Siri Hustvedt’s new novel, “The Blazing World” (Simon & Schuster, 320 pages, $26), borrows its title from the 1666 novel by Margaret Cavendish, Duchess of Newcastle, an imaginative and brilliant woman who was constrained by her society’s attitudes toward female intellectuals.
It is also the name that Hustvedt’s main character, artist Harriet Burden — likewise constrained by the norms of the contemporary art world — gives to the last project she creates: a “house-woman” filled with multitudes of meticulously created tiny figures.
The book is framed as a posthumous investigation sparked by controversy over Burden’s claims to several exhibitions presented under the names of other artists. It opens with a letter from the editor, the fictional conductor of interviews, solicitor of statements and compiler of Burden’s notes. The story is woven from the statements of her daughter, son, lover, collaborator and workshop assistant, as well as the critics who accused her of lying about the whole thing.
The pages are full of quotations and citations, links to fictional art reviews and actual articles from scholarly journals of neurobiology, contemplations of art and psychology, identity and memory. Footnotes explain many of the more obscure references, usually from Harriet’s journals, which jump centuries and subjects.
With frequent reference to the work of Kierkegaard, the existentialist philosopher, Harriet’s journals record her preoccupation with seeing and perception, the nature of the self and the multitudes contained therein. Her pseudonyms become embodiments of the many pieces of her personality, in some sense the people she was not allowed to be, constrained by her roles as daughter and wife and woman in the art world.
The “masks,” as she refers to them, are the men she uses to present her work, pieces of her grand experiment and a joke on the art world. The exhibitions and their reception are all part of a project she titles Maskings, meant to illuminate the way identity shapes a work of art and its reception.
Using male artists to act as fronts turns out to be the least predictable part of Burden’s plan, the risk she runs attempting to use another person as a hollow shell, a mask, when everyone has his or her own agenda.

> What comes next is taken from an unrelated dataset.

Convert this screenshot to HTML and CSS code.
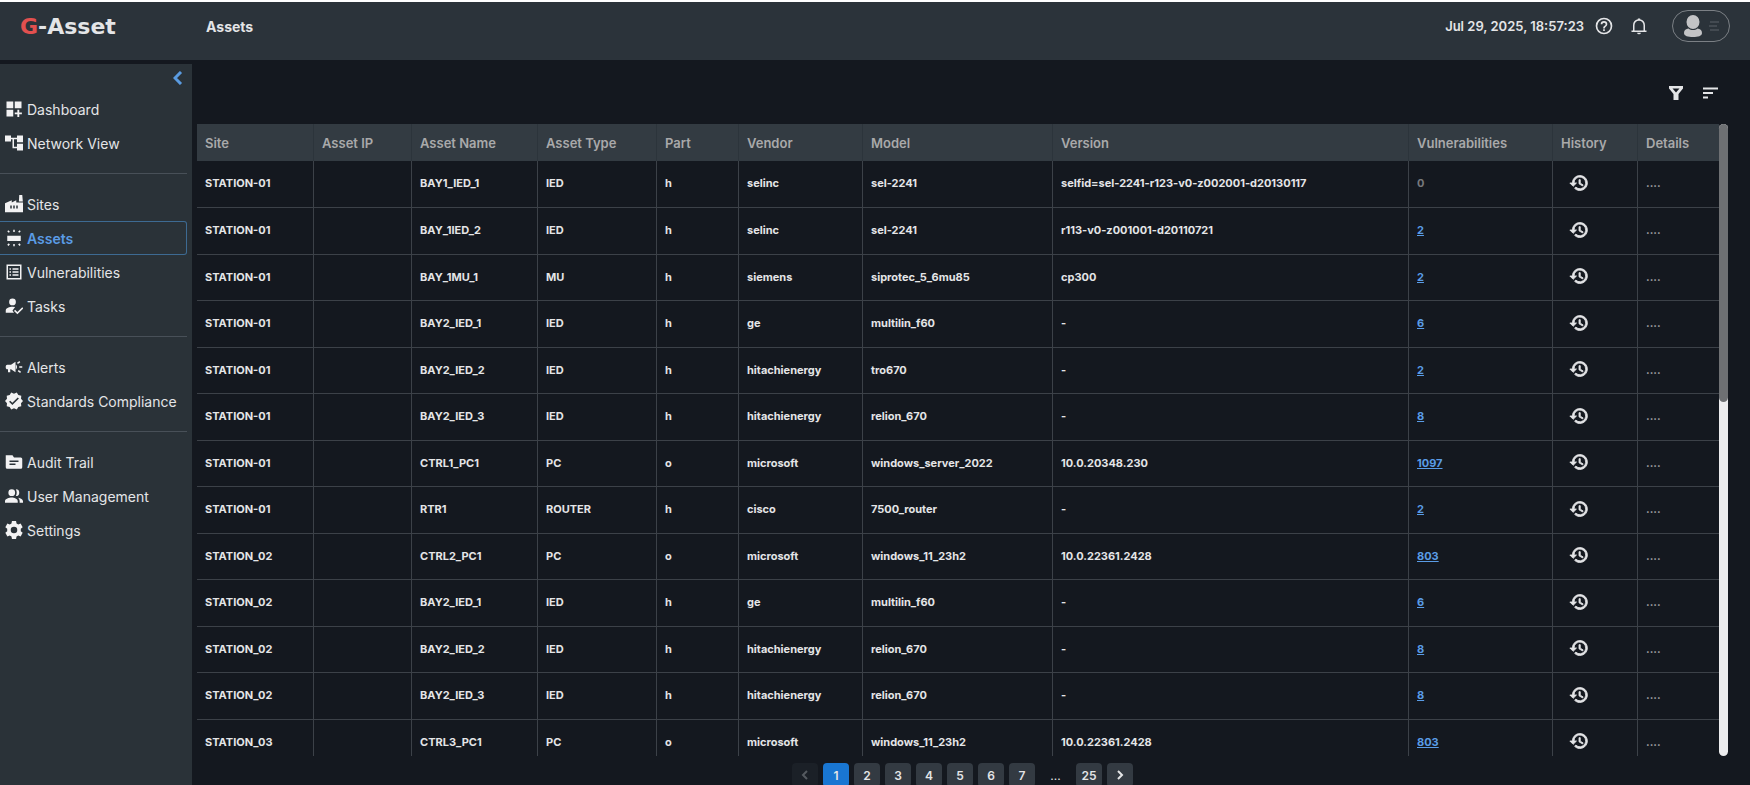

Even in the minds of those willing to grant her authorship of the first two exhibitions, doubts linger about her role in the third, presented by a celebrated young artist named Rune. The big mystery is what happened with this last mask, with the games Burden played with Rune, both of them deceased and unavailable for questioning.
Emily Walz is a freelance writer from southwest Minnesota currently living in Nanjing, China.